* _Problem to solve_
Reply only with how many lines contain the word "picture".

#### Data lines ####

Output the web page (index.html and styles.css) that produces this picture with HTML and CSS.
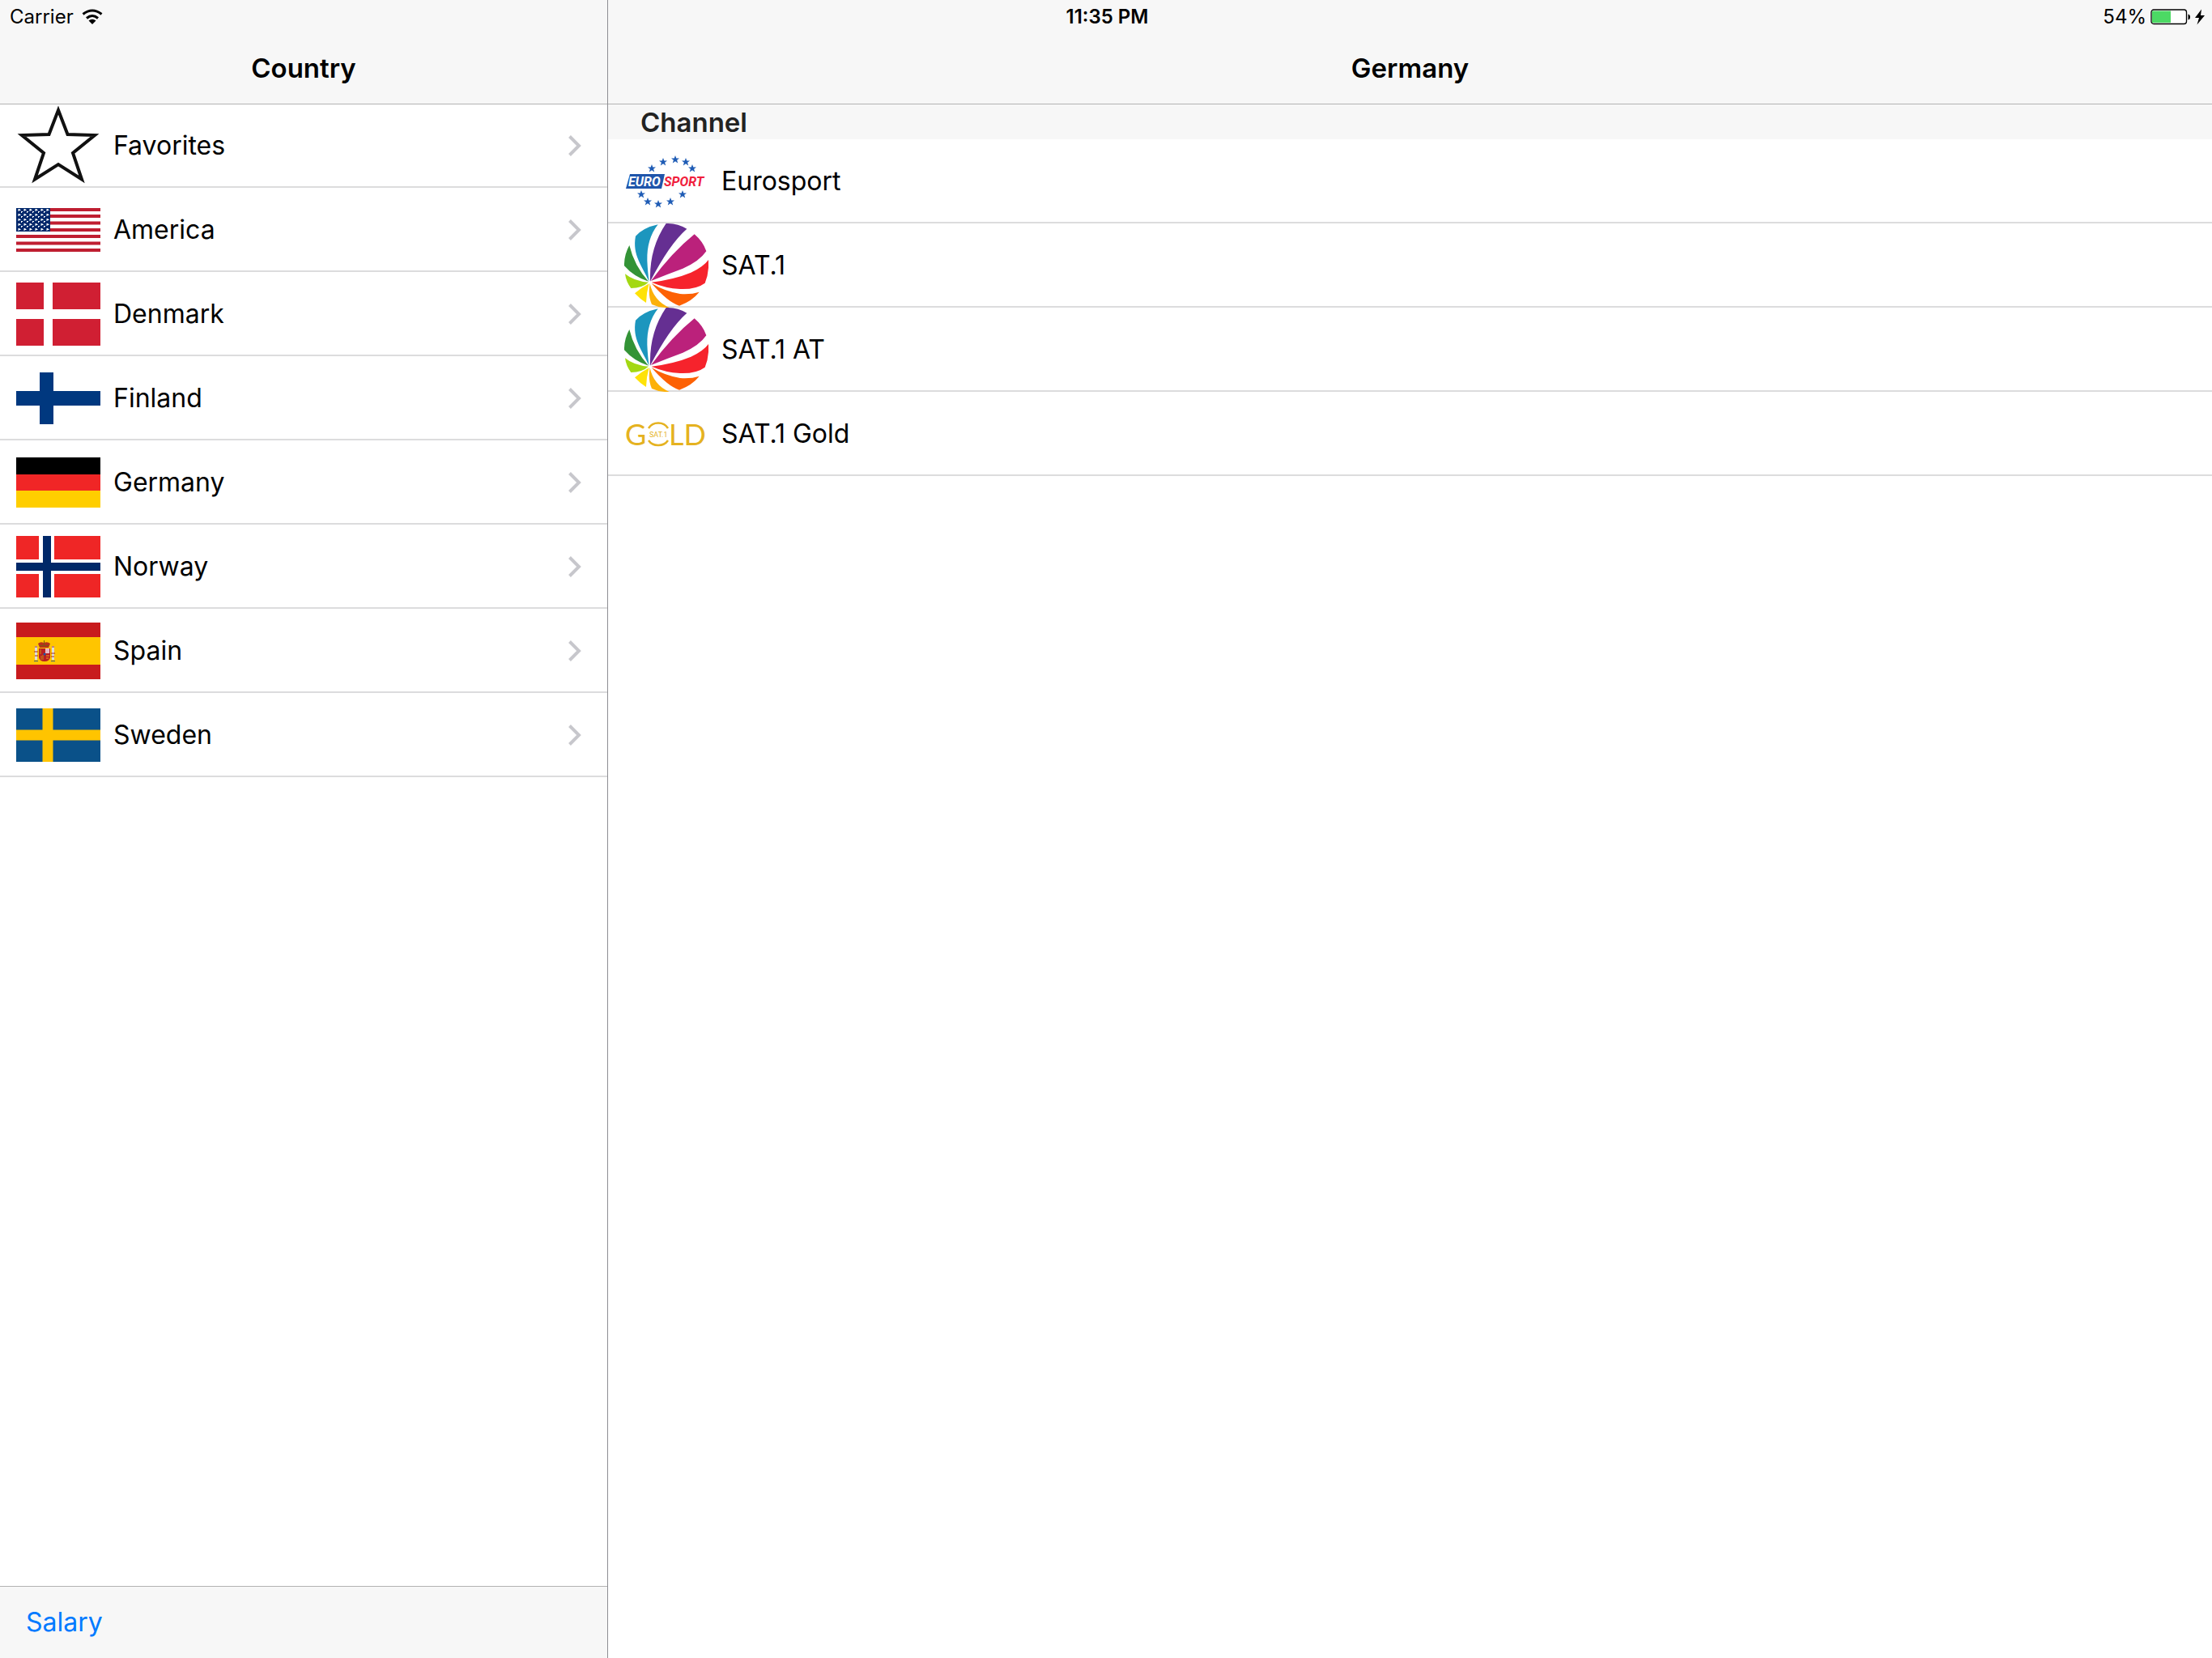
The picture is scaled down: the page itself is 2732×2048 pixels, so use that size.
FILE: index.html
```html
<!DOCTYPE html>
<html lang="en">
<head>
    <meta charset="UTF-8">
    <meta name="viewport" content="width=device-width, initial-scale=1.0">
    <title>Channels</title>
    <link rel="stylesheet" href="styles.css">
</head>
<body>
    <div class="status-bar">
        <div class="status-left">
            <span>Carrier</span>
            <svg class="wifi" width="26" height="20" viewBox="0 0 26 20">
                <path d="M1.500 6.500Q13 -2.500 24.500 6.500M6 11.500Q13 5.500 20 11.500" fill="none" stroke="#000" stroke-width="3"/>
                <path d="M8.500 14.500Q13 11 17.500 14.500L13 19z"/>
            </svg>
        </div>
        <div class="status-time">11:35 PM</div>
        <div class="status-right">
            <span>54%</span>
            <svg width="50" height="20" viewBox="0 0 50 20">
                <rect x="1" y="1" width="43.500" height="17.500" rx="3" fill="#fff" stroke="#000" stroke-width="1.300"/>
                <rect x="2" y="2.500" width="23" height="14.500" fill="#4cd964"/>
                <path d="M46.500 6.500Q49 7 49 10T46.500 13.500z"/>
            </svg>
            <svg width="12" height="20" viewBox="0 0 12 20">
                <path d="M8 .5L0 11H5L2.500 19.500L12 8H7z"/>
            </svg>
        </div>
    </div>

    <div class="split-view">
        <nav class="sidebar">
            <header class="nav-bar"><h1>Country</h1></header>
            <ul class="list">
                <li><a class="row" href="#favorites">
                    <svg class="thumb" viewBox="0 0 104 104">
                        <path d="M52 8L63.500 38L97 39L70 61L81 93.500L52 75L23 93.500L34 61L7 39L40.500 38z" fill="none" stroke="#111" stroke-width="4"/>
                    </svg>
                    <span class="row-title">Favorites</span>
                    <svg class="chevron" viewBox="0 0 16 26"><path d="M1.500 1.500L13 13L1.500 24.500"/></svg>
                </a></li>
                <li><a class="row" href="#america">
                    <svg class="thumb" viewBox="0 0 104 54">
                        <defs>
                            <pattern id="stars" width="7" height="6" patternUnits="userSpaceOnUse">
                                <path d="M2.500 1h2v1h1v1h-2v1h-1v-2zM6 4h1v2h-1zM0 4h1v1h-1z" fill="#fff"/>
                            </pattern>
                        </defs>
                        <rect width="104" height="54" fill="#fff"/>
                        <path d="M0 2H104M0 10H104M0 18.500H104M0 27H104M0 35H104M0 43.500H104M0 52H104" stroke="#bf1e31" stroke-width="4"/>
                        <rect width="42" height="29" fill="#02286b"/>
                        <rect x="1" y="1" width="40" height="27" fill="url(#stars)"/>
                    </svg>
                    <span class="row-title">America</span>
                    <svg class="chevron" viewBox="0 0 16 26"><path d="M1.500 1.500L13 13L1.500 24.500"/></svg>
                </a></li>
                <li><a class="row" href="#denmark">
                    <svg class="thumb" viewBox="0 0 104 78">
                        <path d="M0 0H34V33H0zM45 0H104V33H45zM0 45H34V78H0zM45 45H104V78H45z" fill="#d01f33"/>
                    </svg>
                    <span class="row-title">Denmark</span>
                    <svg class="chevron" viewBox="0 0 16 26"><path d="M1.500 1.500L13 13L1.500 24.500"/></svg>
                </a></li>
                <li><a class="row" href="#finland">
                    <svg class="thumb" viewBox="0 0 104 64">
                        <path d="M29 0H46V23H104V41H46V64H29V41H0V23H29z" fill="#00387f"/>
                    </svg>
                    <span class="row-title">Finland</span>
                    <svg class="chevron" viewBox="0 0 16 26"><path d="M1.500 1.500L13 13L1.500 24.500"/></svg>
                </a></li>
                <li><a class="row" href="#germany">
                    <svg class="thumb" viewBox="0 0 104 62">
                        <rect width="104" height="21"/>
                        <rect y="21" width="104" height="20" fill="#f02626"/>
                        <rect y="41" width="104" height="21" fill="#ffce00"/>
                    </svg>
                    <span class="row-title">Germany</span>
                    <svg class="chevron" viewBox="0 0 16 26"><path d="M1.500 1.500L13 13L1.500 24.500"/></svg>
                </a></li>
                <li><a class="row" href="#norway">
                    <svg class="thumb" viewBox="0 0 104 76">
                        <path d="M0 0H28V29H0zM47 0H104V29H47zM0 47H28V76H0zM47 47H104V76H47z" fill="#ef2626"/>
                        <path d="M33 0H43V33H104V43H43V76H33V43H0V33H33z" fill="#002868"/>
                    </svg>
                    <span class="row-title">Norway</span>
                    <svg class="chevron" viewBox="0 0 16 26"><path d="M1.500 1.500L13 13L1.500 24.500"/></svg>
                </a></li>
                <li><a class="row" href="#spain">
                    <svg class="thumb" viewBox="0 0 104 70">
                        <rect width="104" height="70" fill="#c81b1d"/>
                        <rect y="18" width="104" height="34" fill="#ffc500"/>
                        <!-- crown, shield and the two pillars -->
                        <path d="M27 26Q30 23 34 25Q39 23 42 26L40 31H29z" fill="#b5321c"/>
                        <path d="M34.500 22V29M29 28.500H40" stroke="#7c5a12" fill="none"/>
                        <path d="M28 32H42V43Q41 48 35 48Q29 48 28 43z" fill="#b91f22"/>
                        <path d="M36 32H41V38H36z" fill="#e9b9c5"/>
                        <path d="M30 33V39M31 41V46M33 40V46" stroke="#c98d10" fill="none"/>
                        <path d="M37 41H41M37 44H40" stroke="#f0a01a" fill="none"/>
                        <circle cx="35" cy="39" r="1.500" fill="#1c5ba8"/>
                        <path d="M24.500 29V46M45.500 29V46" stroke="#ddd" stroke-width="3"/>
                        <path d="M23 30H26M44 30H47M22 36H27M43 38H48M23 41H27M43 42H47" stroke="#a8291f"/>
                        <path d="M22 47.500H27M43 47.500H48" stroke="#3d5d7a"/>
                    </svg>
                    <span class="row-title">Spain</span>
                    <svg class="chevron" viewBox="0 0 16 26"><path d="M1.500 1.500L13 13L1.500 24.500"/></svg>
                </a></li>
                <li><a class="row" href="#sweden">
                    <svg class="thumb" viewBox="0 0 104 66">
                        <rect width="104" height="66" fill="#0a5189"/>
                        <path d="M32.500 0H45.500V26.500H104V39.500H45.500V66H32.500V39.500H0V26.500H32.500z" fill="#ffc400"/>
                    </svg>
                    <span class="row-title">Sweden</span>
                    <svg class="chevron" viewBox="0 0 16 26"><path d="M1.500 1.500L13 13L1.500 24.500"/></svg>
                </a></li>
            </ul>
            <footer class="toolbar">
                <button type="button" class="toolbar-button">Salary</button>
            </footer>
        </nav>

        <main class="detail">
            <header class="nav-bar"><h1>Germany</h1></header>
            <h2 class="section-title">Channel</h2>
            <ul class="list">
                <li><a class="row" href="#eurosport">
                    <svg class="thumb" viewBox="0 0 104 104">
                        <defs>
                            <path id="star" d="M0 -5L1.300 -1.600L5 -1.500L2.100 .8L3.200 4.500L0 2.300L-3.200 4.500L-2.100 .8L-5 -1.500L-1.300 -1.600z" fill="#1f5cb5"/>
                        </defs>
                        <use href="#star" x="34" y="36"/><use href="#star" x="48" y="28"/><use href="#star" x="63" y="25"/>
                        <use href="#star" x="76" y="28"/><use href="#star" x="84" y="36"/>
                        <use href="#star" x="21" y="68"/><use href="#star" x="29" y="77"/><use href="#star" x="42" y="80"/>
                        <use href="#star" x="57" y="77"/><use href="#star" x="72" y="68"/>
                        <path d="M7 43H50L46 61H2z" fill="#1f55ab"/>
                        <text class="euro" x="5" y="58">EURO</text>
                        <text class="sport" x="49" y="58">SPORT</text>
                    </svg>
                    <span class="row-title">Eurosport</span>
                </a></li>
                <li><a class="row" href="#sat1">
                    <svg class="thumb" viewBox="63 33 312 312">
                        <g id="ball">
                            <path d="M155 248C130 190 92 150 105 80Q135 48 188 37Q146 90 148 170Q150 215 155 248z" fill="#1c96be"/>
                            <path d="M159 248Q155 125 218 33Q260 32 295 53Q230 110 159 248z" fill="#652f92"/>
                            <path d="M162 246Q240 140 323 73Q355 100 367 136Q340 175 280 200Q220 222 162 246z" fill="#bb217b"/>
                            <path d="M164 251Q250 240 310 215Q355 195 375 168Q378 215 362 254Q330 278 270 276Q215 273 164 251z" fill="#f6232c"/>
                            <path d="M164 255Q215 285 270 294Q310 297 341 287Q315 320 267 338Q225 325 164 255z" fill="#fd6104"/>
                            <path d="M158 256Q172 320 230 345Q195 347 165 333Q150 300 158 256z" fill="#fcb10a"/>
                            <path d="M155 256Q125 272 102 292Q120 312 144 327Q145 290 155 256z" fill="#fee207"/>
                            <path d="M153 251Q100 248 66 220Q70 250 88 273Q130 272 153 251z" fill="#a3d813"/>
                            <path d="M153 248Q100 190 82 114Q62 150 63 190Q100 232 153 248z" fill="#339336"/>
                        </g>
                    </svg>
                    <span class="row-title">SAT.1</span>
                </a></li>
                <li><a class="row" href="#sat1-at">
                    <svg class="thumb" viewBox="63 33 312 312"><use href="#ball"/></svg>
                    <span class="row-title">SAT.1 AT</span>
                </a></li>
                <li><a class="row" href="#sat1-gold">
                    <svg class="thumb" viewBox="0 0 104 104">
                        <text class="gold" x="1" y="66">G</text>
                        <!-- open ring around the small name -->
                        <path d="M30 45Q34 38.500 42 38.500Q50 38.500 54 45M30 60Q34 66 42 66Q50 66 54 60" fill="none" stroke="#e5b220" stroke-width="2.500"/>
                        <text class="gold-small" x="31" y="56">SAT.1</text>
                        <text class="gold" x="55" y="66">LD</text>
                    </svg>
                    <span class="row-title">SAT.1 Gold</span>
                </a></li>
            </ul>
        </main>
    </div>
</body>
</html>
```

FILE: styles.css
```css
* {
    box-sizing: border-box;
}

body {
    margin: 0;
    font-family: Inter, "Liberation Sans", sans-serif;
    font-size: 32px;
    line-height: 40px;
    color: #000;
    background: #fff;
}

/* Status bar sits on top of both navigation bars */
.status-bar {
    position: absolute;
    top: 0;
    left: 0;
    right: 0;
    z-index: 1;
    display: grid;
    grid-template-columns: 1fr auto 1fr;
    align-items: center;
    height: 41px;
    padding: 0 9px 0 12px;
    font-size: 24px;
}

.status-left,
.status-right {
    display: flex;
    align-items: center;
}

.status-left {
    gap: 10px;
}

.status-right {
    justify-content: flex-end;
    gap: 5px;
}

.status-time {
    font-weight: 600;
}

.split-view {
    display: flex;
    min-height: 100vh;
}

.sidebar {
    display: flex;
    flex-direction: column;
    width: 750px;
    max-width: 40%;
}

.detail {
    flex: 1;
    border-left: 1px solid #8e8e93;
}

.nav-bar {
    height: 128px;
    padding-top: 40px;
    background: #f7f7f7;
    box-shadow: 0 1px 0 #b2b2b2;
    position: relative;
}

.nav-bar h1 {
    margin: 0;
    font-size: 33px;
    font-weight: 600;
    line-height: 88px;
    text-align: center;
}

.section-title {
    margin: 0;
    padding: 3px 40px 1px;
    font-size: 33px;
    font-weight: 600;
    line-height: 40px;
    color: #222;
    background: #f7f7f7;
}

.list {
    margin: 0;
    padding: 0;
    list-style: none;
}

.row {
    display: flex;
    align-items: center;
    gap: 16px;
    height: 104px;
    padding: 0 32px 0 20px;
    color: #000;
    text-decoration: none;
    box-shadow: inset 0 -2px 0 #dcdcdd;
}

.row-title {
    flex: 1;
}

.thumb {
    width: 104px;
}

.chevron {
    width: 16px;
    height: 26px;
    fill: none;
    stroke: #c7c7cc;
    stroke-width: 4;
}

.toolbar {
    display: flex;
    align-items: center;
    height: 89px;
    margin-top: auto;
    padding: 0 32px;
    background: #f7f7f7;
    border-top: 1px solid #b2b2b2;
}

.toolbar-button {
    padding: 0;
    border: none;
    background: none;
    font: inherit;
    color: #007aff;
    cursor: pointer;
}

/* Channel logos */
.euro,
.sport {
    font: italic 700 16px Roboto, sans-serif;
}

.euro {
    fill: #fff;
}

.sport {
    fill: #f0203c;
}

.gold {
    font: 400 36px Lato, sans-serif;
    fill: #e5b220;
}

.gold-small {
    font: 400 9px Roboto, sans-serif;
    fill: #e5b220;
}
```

####

* _Solution to this exercise_
2